→ Task goal:
Write out the material exactly, with the pictures left out.

→ Data shown:
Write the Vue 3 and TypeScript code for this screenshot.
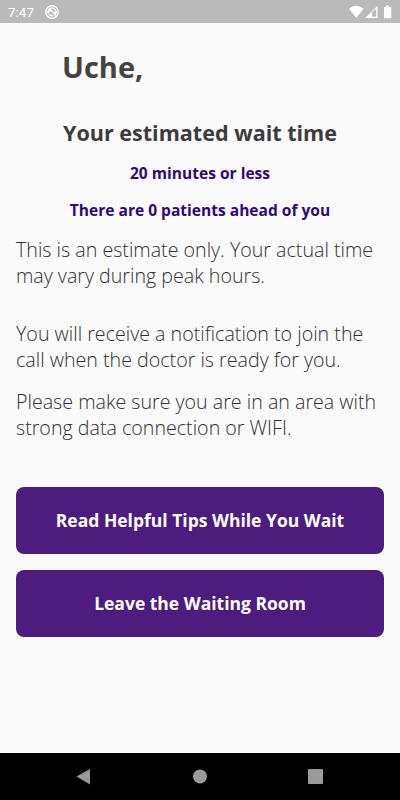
<script setup lang="ts">
const name: string = 'Uche'
const patientsAhead: number = 0
</script>

<template>
  <div class="screen">
    <header class="status">
      <span class="clock">7:47</span>
      <svg class="app-mark" viewBox="0 0 16 16"><circle cx="8" cy="8" r="6.2" fill="none" stroke="#fff" stroke-width="1.4" /><path d="M4.7 9.8A3.8 3.8 0 1 1 10.8 10.6M5 7l2.2-.7 4.9 5.5M5.2 10.4A3.8 3.8 0 0 0 9.5 11.4" fill="none" stroke="#fff" stroke-width="1.5" /></svg>
      <svg class="signals" viewBox="0 0 46 16"><path d="M0 4.8Q7.3-1.2 14.6 4.8L7.3 13.8Z" fill="#fff" /><path d="M28.5 1.8V14H16.2Z" fill="#fff" /><path d="M27.2 7V12.7H23V8.4L27.2 4.8Z" fill="#bababa" /><path d="M35 3h2V1.5h3.2V3h2.1v11.2H35Z" fill="#fff" /></svg>
    </header>
    <main>
      <h1>{{ name }},</h1>
      <h2>Your estimated wait time</h2>
      <p class="fact wait">20 minutes or less</p>
      <p class="fact queue">There are {{ patientsAhead }} patients ahead of you</p>
      <p class="body estimate">This is an estimate only. Your actual time<br />may vary during peak hours.</p>
      <p class="body notice">You will receive a notification to join the<br />call when the doctor is ready for you.</p>
      <p class="body area">Please make sure you are in an area with<br />strong data connection or WIFI.</p>
      <div class="actions">
        <button>Read Helpful Tips While You Wait</button>
        <button>Leave the Waiting Room</button>
      </div>
    </main>
    <nav>
      <svg viewBox="0 0 400 47"><path d="M76.5 23.5 90 16V31.5Z" /><circle cx="200" cy="23.5" r="7" /><rect x="308" y="16" width="15" height="15" rx="1" /></svg>
    </nav>
  </div>
</template>

<style>
body { margin: 0; }
</style>
<style scoped>
.screen { width: 400px; height: 800px; display: flex; flex-direction: column; overflow: hidden; background: #fafafa; font-family: "Open Sans", sans-serif; }
.status { height: 23px; flex: none; display: flex; align-items: center; padding: 0 6px 0 8px; box-sizing: border-box; background: #bababa; color: #fff; }
.clock { padding-top: 2px; font: 13.5px/21px Roboto, sans-serif; }
.app-mark { width: 16px; height: 16px; margin-left: 10px; }
.signals { width: 46px; height: 16px; margin-left: auto; margin-right: -1px; }
main { flex: 1; padding: 0 16px; display: flex; flex-direction: column; }
h1, h2, p { margin: 0; white-space: nowrap; }
h1 { margin: 23px 0 0 46px; font-size: 29px; line-height: 42px; color: #444; }
h2 { margin-top: 30px; font-size: 21.55px; line-height: 30px; text-align: center; color: #3c3c3c; }
.fact { font-size: 15.55px; line-height: 22px; font-weight: 700; text-align: center; color: #30087a; }
.wait { margin-top: 14px; }
.queue { margin-top: 15px; }
.body { font-size: 19.65px; line-height: 26px; font-weight: 300; color: #303030; }
.estimate { margin-top: 16px; }
.notice { margin-top: 32px; }
.area { margin-top: 16px; }
.actions { display: flex; flex-direction: column; gap: 16px; margin-top: 46px; }
button { height: 67px; padding: 0 6px 1px; border: 0; border-radius: 8px; background: #4c1c7e; color: #fff; font: 700 17.5px/24px "Open Sans", sans-serif; }
nav { height: 47px; flex: none; background: #000; }
nav svg { display: block; width: 400px; height: 47px; fill: #9a9a9a; }
</style>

→ Correct output:
Write the Vue 3 and TypeScript code for this screenshot.
<script setup lang="ts">
const name: string = 'Uche'
const patientsAhead: number = 0
</script>

<template>
  <div class="screen">
    <header class="status">
      <span class="clock">7:47</span>
      <svg class="app-mark" viewBox="0 0 16 16"><circle cx="8" cy="8" r="6.2" fill="none" stroke="#fff" stroke-width="1.4" /><path d="M4.7 9.8A3.8 3.8 0 1 1 10.8 10.6M5 7l2.2-.7 4.9 5.5M5.2 10.4A3.8 3.8 0 0 0 9.5 11.4" fill="none" stroke="#fff" stroke-width="1.5" /></svg>
      <svg class="signals" viewBox="0 0 46 16"><path d="M0 4.8Q7.3-1.2 14.6 4.8L7.3 13.8Z" fill="#fff" /><path d="M28.5 1.8V14H16.2Z" fill="#fff" /><path d="M27.2 7V12.7H23V8.4L27.2 4.8Z" fill="#bababa" /><path d="M35 3h2V1.5h3.2V3h2.1v11.2H35Z" fill="#fff" /></svg>
    </header>
    <main>
      <h1>{{ name }},</h1>
      <h2>Your estimated wait time</h2>
      <p class="fact wait">20 minutes or less</p>
      <p class="fact queue">There are {{ patientsAhead }} patients ahead of you</p>
      <p class="body estimate">This is an estimate only. Your actual time<br />may vary during peak hours.</p>
      <p class="body notice">You will receive a notification to join the<br />call when the doctor is ready for you.</p>
      <p class="body area">Please make sure you are in an area with<br />strong data connection or WIFI.</p>
      <div class="actions">
        <button>Read Helpful Tips While You Wait</button>
        <button>Leave the Waiting Room</button>
      </div>
    </main>
    <nav>
      <svg viewBox="0 0 400 47"><path d="M76.5 23.5 90 16V31.5Z" /><circle cx="200" cy="23.5" r="7" /><rect x="308" y="16" width="15" height="15" rx="1" /></svg>
    </nav>
  </div>
</template>

<style>
body { margin: 0; }
</style>
<style scoped>
.screen { width: 400px; height: 800px; display: flex; flex-direction: column; overflow: hidden; background: #fafafa; font-family: "Open Sans", sans-serif; }
.status { height: 23px; flex: none; display: flex; align-items: center; padding: 0 6px 0 8px; box-sizing: border-box; background: #bababa; color: #fff; }
.clock { padding-top: 2px; font: 13.5px/21px Roboto, sans-serif; }
.app-mark { width: 16px; height: 16px; margin-left: 10px; }
.signals { width: 46px; height: 16px; margin-left: auto; margin-right: -1px; }
main { flex: 1; padding: 0 16px; display: flex; flex-direction: column; }
h1, h2, p { margin: 0; white-space: nowrap; }
h1 { margin: 23px 0 0 46px; font-size: 29px; line-height: 42px; color: #444; }
h2 { margin-top: 30px; font-size: 21.55px; line-height: 30px; text-align: center; color: #3c3c3c; }
.fact { font-size: 15.55px; line-height: 22px; font-weight: 700; text-align: center; color: #30087a; }
.wait { margin-top: 14px; }
.queue { margin-top: 15px; }
.body { font-size: 19.65px; line-height: 26px; font-weight: 300; color: #303030; }
.estimate { margin-top: 16px; }
.notice { margin-top: 32px; }
.area { margin-top: 16px; }
.actions { display: flex; flex-direction: column; gap: 16px; margin-top: 46px; }
button { height: 67px; padding: 0 6px 1px; border: 0; border-radius: 8px; background: #4c1c7e; color: #fff; font: 700 17.5px/24px "Open Sans", sans-serif; }
nav { height: 47px; flex: none; background: #000; }
nav svg { display: block; width: 400px; height: 47px; fill: #9a9a9a; }
</style>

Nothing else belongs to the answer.